We have Base & Threat licenses.

Spoke too soon.  Apparently the migration didn't completely work.

It looks like in migrating the ACL and merging the per-interface ACLs into a single Global ACL the tool adds source and destination zones rather than the ASA just having a source interface.  I think the FMT uses the routing table to determine the destination zone?

 

Original ACL on ASA

interface-x - source 10.1.1.0/24 -> destination 10.0.0.0/8 TCP/8080

 

Migrated to

global - source zone interface-x, source 10.1.1.0/24 -> destination zone interface-y destination 10.0.0.0/8 TCP/8080

 

Which prevented access to another local interface - lets say interface-z and zone interface-z with a 10.x.x.x prefix.

 

I managed to fix it by adding an identical rule after but setting the destination zone to 'Any'.

 

I'm not that impressed with the tool tbh..

 

Marvin Rhoads
Hall of Fame
Hall of Fame

Interfaces should generally be mapped to interface groups and zones. The FMT suggest the same when migrating. I've followed that method on a half dozen or so that I have done and it has always worked for me.

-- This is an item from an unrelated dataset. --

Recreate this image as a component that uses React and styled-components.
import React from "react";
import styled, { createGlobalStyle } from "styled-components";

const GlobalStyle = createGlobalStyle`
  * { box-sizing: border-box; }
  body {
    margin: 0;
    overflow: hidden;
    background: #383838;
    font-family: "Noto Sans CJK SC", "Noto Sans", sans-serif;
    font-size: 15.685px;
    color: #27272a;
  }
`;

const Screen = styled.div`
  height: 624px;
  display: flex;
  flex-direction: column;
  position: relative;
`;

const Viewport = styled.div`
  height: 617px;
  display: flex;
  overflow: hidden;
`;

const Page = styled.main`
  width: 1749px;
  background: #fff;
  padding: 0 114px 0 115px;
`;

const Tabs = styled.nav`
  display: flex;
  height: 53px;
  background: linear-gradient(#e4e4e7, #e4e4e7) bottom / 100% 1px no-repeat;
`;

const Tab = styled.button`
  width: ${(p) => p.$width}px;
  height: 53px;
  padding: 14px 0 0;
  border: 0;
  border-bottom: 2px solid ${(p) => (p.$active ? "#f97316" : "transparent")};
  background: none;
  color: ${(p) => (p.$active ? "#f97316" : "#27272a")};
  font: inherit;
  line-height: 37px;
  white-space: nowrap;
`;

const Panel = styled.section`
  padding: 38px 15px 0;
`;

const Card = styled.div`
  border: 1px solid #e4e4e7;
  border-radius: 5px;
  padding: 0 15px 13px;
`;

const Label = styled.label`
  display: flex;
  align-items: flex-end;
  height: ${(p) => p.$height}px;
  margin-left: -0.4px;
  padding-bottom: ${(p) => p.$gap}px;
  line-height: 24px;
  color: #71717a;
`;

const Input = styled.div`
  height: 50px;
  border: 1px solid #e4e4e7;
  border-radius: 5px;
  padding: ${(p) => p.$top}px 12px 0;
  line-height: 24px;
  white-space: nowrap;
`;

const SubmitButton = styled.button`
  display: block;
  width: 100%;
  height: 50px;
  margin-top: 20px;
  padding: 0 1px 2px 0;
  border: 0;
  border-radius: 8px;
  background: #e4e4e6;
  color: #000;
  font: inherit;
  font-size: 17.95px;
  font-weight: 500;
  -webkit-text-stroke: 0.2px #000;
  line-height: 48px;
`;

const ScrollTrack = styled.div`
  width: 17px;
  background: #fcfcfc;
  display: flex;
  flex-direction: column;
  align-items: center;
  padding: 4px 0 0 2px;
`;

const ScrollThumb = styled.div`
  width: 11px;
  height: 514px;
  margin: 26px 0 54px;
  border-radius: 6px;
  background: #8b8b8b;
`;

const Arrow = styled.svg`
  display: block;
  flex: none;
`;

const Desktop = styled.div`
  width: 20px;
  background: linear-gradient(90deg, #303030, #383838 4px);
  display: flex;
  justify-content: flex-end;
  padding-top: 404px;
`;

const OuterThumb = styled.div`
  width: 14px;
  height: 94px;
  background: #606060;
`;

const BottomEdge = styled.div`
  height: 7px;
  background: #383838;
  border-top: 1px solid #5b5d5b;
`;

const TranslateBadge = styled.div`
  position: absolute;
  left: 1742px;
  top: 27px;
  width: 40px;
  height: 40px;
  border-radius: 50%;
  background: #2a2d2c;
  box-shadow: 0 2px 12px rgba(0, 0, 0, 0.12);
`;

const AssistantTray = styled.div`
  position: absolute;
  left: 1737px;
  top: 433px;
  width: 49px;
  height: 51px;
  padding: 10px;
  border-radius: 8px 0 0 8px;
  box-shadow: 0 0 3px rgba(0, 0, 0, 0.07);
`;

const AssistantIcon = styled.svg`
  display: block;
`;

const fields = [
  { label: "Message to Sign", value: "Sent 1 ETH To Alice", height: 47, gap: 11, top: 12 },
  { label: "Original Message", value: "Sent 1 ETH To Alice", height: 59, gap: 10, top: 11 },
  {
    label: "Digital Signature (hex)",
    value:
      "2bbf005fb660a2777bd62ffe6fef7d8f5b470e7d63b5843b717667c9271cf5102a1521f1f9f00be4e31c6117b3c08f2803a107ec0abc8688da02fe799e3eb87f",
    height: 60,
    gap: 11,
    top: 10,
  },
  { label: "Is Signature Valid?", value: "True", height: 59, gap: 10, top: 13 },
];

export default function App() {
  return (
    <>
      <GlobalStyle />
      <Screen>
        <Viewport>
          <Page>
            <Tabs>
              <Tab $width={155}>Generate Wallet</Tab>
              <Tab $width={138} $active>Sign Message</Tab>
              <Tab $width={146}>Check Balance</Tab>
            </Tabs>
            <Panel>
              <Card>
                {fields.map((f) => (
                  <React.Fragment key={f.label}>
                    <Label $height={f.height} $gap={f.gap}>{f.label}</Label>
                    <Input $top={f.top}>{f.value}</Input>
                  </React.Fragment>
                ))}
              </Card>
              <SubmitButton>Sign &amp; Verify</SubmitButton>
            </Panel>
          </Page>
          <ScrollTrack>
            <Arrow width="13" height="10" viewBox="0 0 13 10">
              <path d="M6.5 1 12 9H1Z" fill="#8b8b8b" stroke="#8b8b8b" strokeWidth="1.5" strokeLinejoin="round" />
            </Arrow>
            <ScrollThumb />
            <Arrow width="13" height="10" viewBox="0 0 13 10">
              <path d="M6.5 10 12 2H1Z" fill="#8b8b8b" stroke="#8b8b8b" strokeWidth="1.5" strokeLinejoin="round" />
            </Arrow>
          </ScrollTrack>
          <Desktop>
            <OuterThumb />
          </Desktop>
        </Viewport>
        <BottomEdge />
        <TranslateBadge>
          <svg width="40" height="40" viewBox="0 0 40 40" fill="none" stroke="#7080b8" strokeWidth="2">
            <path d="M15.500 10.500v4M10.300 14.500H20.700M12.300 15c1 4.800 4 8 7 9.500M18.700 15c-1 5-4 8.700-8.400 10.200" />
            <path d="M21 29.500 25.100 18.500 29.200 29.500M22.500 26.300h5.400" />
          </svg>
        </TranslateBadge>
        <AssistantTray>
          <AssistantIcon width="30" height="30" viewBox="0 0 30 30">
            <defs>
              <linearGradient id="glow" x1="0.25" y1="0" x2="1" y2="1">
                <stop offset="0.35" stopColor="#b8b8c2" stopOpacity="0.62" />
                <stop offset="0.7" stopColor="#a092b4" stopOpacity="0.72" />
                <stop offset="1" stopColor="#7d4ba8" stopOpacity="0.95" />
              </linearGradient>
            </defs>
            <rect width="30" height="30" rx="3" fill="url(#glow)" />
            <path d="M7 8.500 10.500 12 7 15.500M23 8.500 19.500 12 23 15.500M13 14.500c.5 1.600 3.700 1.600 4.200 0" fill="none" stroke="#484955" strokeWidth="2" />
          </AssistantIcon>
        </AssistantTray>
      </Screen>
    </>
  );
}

The tool has saved me dozens of hours that I would have otherwise spent doing manual migrations.

The tool has definitely saved me time, however this caused me a major headache as the majority of things worked with the customer testing.  I was only a day later when they realised there were some issues and initially they thought it was server related rather than the firewall migration.

If the firewall configuration isn't too large then its easy to sanity check it after the migration.  If its thousands of lines long then its much harder to check every line.

Luckily there was a pattern to it and it was only rules where the destination was a summary prefix covering multiple actual destinations - i.e. 10.0.0.0/8.  It seems the tool is matching exactly rather than looking a bit deeper as to what traffic is allowed.